Building a home is one of the biggest financial commitments you’ll make. But it’s also one of the most rewarding. When you follow these financial steps to building a house, you’ll turn your dream home into reality while staying on budget.

Frequently Asked Questions

How Long Does It Take to Get Approved for a Construction Loan?

Most construction loan approvals take 30-45 days. The timeline depends on how quickly you provide documents and how busy your lender is. Having good credit and complete paperwork speeds up the process significantly.

Can I Act as My Own General Contractor to Save Money?

Yes, but most banks require experience and charge higher interest rates for owner-builders. You’ll need to manage all subcontractors, permits, and inspections yourself. This saves money but demands significant time and construction knowledge.

What Happens If Construction Costs More Than My Loan Amount?

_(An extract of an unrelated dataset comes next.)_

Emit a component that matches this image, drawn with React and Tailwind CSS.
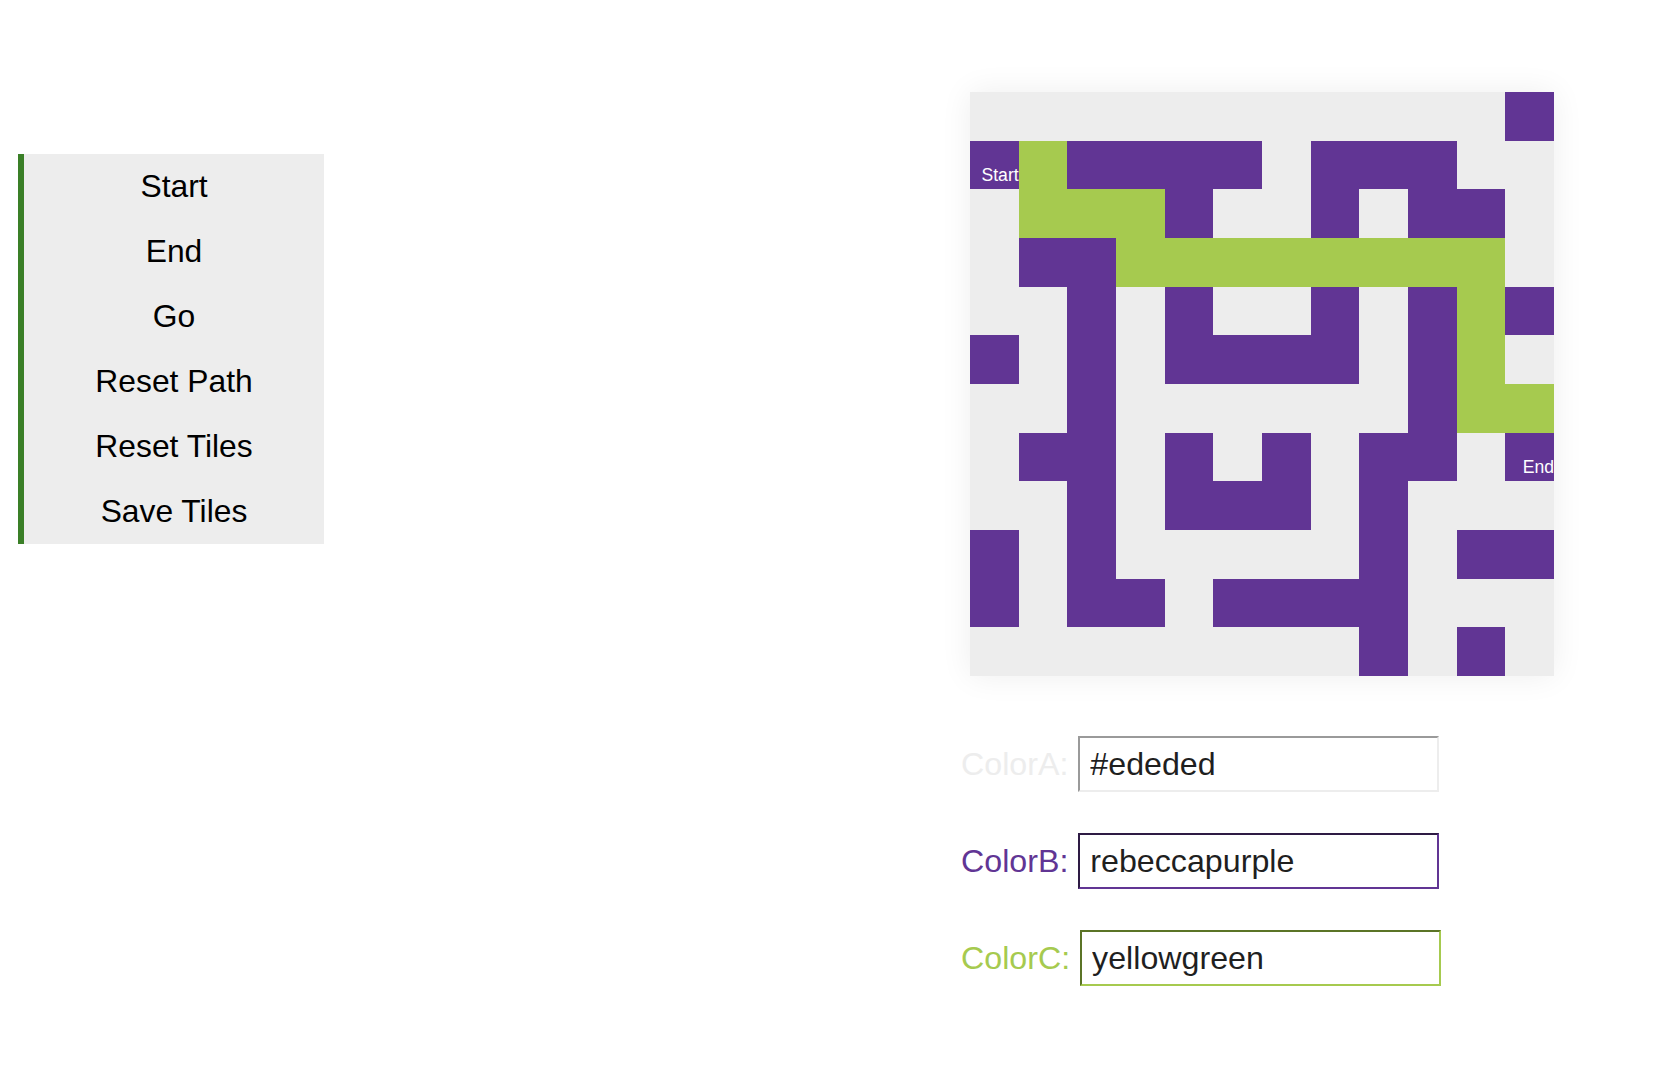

You’ll need to pay the difference out of pocket or get additional financing. Some banks offer loan modifications if you catch overruns early. This is why having an emergency buffer in your budget is critical.

Do I Need Perfect Credit to Get a Construction Loan?

No, but you typically need a credit score of 680 or higher. Lenders also look at your income, debt-to-income ratio, and down payment. Stronger credit gets you better interest rates and terms.

Can I Live in My Current Home While Building the New One?

Yes, many people keep their current home until the new one is finished. You’ll need to budget for both housing payments during construction. Some choose to sell first and rent temporarily to avoid double payments.